== PROVIDED DATA
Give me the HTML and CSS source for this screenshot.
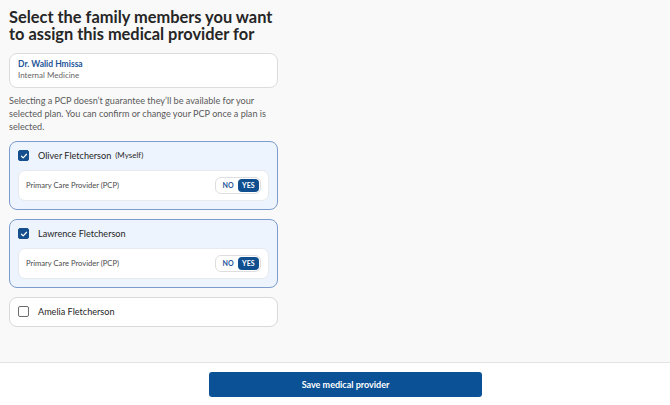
FILE: index.html
```html
<!DOCTYPE html>
<html>
<head>
<meta charset="utf-8">
<link rel="stylesheet" href="styles.css">
</head>
<body>
<div class="page">
  <main class="main">
    <h1 class="title">Select the family members you want to assign this medical provider for</h1>
    <div class="provider">
      <div class="provider-name">Dr. Walid Hmissa</div>
      <div class="provider-spec">Internal Medicine</div>
    </div>
    <p class="note">Selecting a PCP doesn’t guarantee they’ll be available for your selected plan. You can confirm or change your PCP once a plan is selected.</p>
    <div class="members">
      <div class="member selected">
        <div class="member-head">
          <span class="check on"><svg viewBox="0 0 12 12" width="8" height="8"><path d="M2.2 6.3 L4.8 8.8 L9.8 3.4" fill="none" stroke="#fff" stroke-width="1.8" stroke-linecap="round" stroke-linejoin="round"/></svg></span>
          <span class="member-name">Oliver Fletcherson</span>
          <span class="myself">(Myself)</span>
        </div>
        <div class="pcp">
          <span class="pcp-label">Primary Care Provider (PCP)</span>
          <span class="toggle"><span class="opt">NO</span><span class="opt active">YES</span></span>
        </div>
      </div>
      <div class="member selected">
        <div class="member-head">
          <span class="check on"><svg viewBox="0 0 12 12" width="8" height="8"><path d="M2.2 6.3 L4.8 8.8 L9.8 3.4" fill="none" stroke="#fff" stroke-width="1.8" stroke-linecap="round" stroke-linejoin="round"/></svg></span>
          <span class="member-name">Lawrence Fletcherson</span>
        </div>
        <div class="pcp">
          <span class="pcp-label">Primary Care Provider (PCP)</span>
          <span class="toggle"><span class="opt">NO</span><span class="opt active">YES</span></span>
        </div>
      </div>
      <div class="member">
        <div class="member-head">
          <span class="check"></span>
          <span class="member-name">Amelia Fletcherson</span>
        </div>
      </div>
    </div>
  </main>
  <footer class="footer">
    <button class="save">Save medical provider</button>
  </footer>
</div>
</body>
</html>
```

FILE: styles.css
```css
* { box-sizing: border-box; }
html, body { margin: 0; padding: 0; }
body {
  font-family: Lato, "Noto Sans", "Liberation Sans", sans-serif;
  color: #2b2b2b;
  background: #fff;
}
.page {
  width: 670px;
  height: 405px;
  display: flex;
  flex-direction: column;
}
.main {
  flex: 1;
  background: #f9f9f9;
  padding: 8px 9px 0 9px;
  border-bottom: 1px solid #e3e3e3;
}
.title {
  width: 269px;
  margin: 0;
  font-size: 16.4px;
  line-height: 17px;
  font-weight: 700;
  color: #262626;
  letter-spacing: 0;
}
.provider {
  width: 269px;
  margin-top: 11px;
  height: 35px;
  background: #fff;
  border: 1px solid #dcdcdc;
  border-radius: 8px;
  padding: 5px 8px;
}
.provider-name {
  font-size: 8.5px;
  font-weight: 700;
  color: #1d5598;
  line-height: 11px;
}
.provider-spec {
  font-size: 8px;
  color: #666;
  line-height: 11px;
}
.note {
  width: 269px;
  margin: 6px 0 0 0;
  font-size: 9.1px;
  line-height: 13.2px;
  color: #5a5a5a;
}
.members {
  width: 269px;
  margin-top: 7px;
  display: flex;
  flex-direction: column;
  gap: 9px;
}
.member {
  background: #fff;
  border: 1px solid #d9d9d9;
  border-radius: 8px;
  padding: 0 8px;
}
.member.selected {
  background: #eef4fd;
  border: 1.5px solid #7b9ccc;
  padding-bottom: 8px;
}
.member-head {
  height: 28px;
  display: flex;
  align-items: center;
  padding-left: 0;
}
.check {
  width: 11px;
  height: 11px;
  border: 1.2px solid #6e6e6e;
  border-radius: 2px;
  background: #fff;
  display: flex;
  align-items: center;
  justify-content: center;
  margin-right: 9px;
  flex: none;
}
.check.on {
  background: #164f8e;
  border-color: #164f8e;
}
.member-name {
  font-size: 9.1px;
  color: #1f1f1f;
}
.myself {
  font-size: 8px;
  color: #2a2a2a;
  margin-left: 4px;
  position: relative;
  top: -1px;
}
.pcp {
  height: 31px;
  background: #fff;
  border: 1px solid #e6e9ee;
  border-radius: 7px;
  display: flex;
  align-items: center;
  justify-content: space-between;
  padding: 0 7px 0 7px;
}
.pcp-label {
  font-size: 7.6px;
  color: #4a4a4a;
}
.toggle {
  display: flex;
  align-items: center;
  height: 17px;
  border: 1px solid #dedede;
  border-radius: 6px;
  padding: 0 1px 0 7px;
  gap: 4px;
}
.opt {
  font-size: 7px;
  font-weight: 700;
  color: #1d5598;
}
.opt.active {
  background: #0f4f8f;
  color: #fff;
  border-radius: 4px;
  padding: 2px 4.5px;
  line-height: 9px;
}
.footer {
  height: 42px;
  background: #fff;
  display: flex;
  justify-content: center;
  align-items: flex-start;
  padding-top: 9px;
}
.save {
  width: 273px;
  height: 25px;
  background: #0b5196;
  color: #fff;
  border: none;
  border-radius: 3px;
  font-family: Lato, "Noto Sans", "Liberation Sans", sans-serif;
  font-size: 9px;
  font-weight: 700;
  margin-left: 21px;
}
```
====
Find all lines where the word "this" appears. Copy them.

| ANSWER TO THE PROBLEM |
Give me the HTML and CSS source for this screenshot.
    <h1 class="title">Select the family members you want to assign this medical provider for</h1>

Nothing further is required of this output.